Let's use the input nums = [3, 6, 5, 1, 8].

• Start: dp = [0, -∞, -∞]
• Process 3:
  • Add 3 to dp[0] (0): (0+3)%3=0, so dp[0]=max(0, 0+3)=3
  • dp = [3, -∞, -∞]
• Process 6:
  • Add 6 to dp[0] (3): (0+6)%3=0, so dp[0]=max(3, 3+6)=9
  • dp = [9, -∞, -∞]
• Process 5:
  • Add 5 to dp[0] (9): (0+5)%3=2, so dp[2]=max(-∞, 9+5)=14
  • dp = [9, -∞, 14]
• Process 1:
  • Add 1 to dp[0] (9): (0+1)%3=1, so dp[1]=max(-∞, 9+1)=10
  • Add 1 to dp[2] (14): (2+1)%3=0, so dp[0]=max(9, 14+1)=15
  • dp = [15, 10, 14]
• Process 8:
  • Add 8 to dp[0] (15): (0+8)%3=2, so dp[2]=max(14, 15+8)=23
  • Add 8 to dp[1] (10): (1+8)%3=0, so dp[0]=max(15, 10+8)=18
  • Add 8 to dp[2] (14): (2+8)%3=0, so dp[0]=max(18, 14+8)=22
  • Final dp = [22, 10, 23]

The answer is 22, the largest sum divisible by 3.

Time and Space Complexity

Brute-force approach: Would consider all 2ⁿ subsets, which is infeasible for large n.

Optimized DP approach:

• Time Complexity: O(n), where n is the length of nums. For each number, we do a constant amount of work (3 updates).
• Space Complexity: O(1), since we only track 3 values in the DP array, regardless of input size.

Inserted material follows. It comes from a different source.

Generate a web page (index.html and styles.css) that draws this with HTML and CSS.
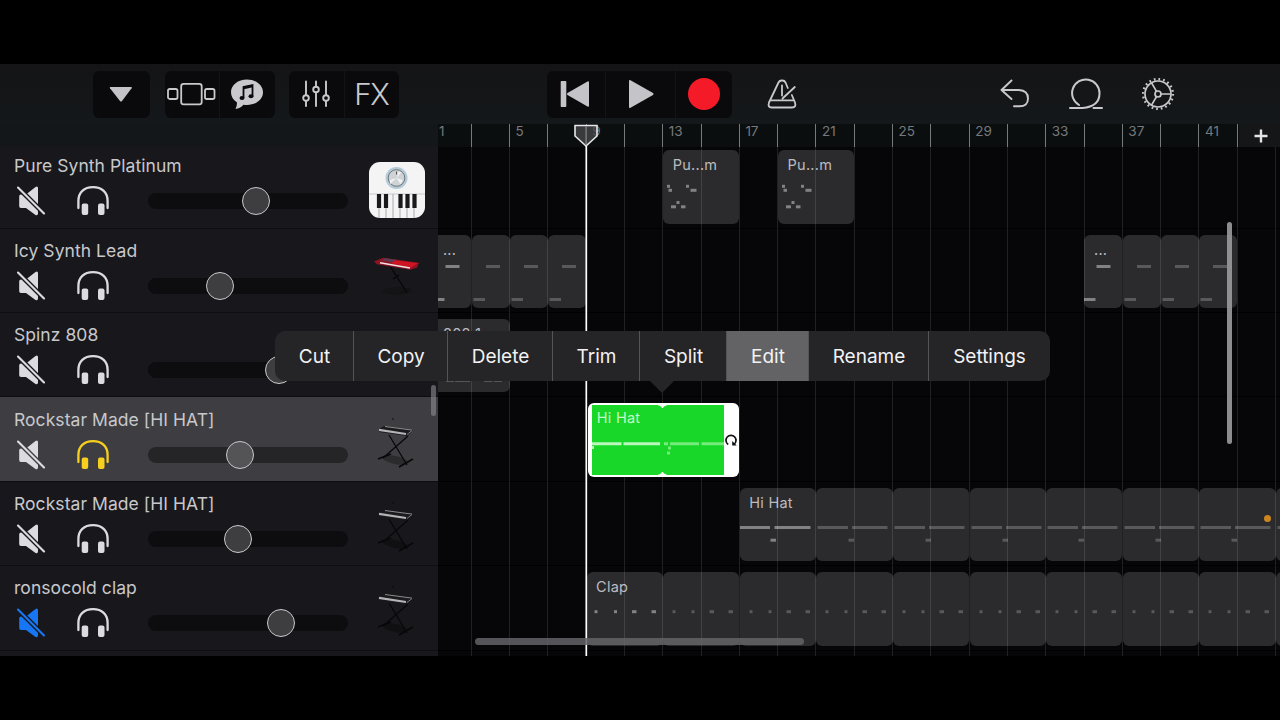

This makes the solution very efficient, even for large input arrays.

Summary

By recognizing that only the remainder modulo 3 matters, we avoid brute-force and use a compact dynamic programming approach. We keep track of the best possible sum for each remainder, updating as we process each number. This results in an elegant, efficient solution that runs in linear time and constant space, suitable for large input sizes.